Items listed in a dataset:
------------------------

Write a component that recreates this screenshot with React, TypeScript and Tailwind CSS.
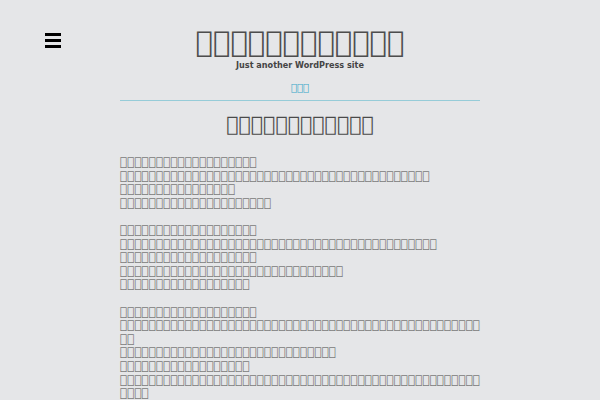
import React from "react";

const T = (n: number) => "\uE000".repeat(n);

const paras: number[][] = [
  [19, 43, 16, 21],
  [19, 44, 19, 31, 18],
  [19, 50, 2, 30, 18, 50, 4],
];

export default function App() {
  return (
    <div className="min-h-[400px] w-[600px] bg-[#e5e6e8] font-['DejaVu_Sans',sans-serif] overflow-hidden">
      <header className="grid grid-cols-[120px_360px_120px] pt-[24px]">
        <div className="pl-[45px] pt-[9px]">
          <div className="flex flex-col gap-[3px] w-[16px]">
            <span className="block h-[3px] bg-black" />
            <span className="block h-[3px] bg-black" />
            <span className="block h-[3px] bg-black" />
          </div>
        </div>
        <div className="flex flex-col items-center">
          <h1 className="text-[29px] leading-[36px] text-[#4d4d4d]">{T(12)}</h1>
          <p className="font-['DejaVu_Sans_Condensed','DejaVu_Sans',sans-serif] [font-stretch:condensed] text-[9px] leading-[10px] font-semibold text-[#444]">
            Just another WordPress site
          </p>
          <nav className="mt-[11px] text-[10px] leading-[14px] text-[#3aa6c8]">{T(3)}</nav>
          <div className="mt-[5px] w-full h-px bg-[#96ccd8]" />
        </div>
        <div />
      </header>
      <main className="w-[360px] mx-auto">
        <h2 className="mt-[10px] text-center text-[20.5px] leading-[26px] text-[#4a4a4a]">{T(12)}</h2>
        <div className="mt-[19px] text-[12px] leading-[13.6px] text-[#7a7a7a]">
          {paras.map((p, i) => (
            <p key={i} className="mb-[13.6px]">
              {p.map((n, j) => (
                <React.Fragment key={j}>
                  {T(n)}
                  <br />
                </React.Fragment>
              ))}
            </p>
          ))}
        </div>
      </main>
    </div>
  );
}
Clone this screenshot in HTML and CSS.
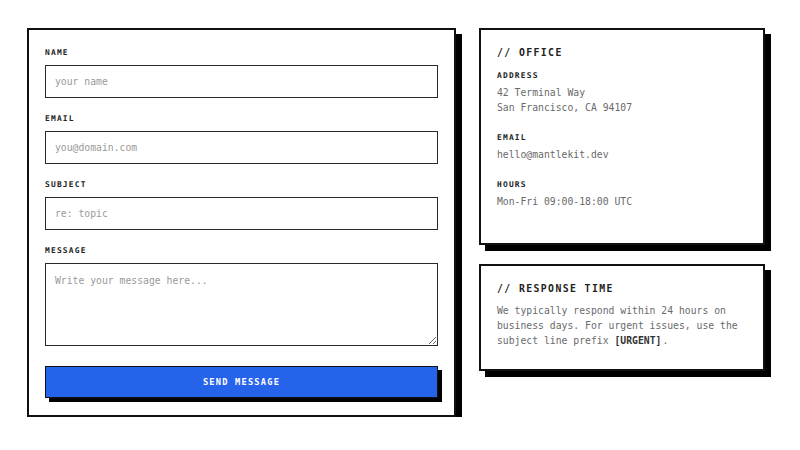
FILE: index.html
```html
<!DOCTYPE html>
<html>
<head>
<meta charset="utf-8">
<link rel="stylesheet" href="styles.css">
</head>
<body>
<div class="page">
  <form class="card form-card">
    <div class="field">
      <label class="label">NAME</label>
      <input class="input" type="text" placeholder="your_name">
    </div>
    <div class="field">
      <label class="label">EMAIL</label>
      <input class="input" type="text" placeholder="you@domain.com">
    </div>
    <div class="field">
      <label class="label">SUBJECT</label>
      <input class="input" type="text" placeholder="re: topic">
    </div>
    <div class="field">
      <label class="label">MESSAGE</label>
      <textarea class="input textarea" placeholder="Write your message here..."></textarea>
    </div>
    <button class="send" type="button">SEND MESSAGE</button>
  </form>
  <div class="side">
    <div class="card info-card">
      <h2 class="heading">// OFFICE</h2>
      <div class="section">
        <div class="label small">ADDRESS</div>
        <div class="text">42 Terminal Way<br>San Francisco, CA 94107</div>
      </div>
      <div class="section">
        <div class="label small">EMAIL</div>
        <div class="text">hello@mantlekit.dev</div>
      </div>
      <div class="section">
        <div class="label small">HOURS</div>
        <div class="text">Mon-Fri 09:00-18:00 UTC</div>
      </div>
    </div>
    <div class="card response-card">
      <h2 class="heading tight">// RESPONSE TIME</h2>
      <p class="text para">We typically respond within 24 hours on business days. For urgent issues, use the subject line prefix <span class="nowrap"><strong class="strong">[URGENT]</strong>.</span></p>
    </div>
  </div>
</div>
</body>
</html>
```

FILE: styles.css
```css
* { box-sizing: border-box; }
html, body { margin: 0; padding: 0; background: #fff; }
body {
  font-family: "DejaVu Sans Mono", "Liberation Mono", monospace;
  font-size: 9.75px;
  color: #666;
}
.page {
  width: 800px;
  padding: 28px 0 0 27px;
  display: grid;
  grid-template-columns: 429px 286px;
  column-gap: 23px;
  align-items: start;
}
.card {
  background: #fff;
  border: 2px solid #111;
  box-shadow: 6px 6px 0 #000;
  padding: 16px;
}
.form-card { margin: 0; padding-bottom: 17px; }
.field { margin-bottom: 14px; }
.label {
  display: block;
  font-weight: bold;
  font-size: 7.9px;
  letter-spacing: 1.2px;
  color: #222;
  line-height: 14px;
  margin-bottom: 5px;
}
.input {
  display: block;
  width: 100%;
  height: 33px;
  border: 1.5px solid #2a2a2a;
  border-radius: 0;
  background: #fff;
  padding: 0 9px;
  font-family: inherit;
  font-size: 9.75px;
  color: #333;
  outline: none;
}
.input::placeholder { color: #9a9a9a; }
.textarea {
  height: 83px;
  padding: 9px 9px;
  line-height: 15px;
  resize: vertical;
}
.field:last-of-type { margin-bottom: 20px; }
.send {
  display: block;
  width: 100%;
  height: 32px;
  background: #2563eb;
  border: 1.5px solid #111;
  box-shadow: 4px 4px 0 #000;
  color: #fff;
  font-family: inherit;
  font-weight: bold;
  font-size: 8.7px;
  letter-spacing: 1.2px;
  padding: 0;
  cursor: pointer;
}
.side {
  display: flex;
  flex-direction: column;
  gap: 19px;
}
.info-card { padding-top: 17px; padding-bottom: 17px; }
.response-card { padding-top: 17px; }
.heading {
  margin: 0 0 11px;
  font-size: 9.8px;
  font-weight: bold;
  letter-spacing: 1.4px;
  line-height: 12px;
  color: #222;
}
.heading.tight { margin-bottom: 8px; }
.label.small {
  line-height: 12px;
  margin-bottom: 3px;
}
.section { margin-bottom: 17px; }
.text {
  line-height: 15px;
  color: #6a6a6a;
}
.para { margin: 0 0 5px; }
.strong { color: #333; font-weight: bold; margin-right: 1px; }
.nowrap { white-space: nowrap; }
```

------------------------

Your objective:
Scan the material line by line and report each one that contains "screenshot".

Problem solution:
Write a component that recreates this screenshot with React, TypeScript and Tailwind CSS.
Clone this screenshot in HTML and CSS.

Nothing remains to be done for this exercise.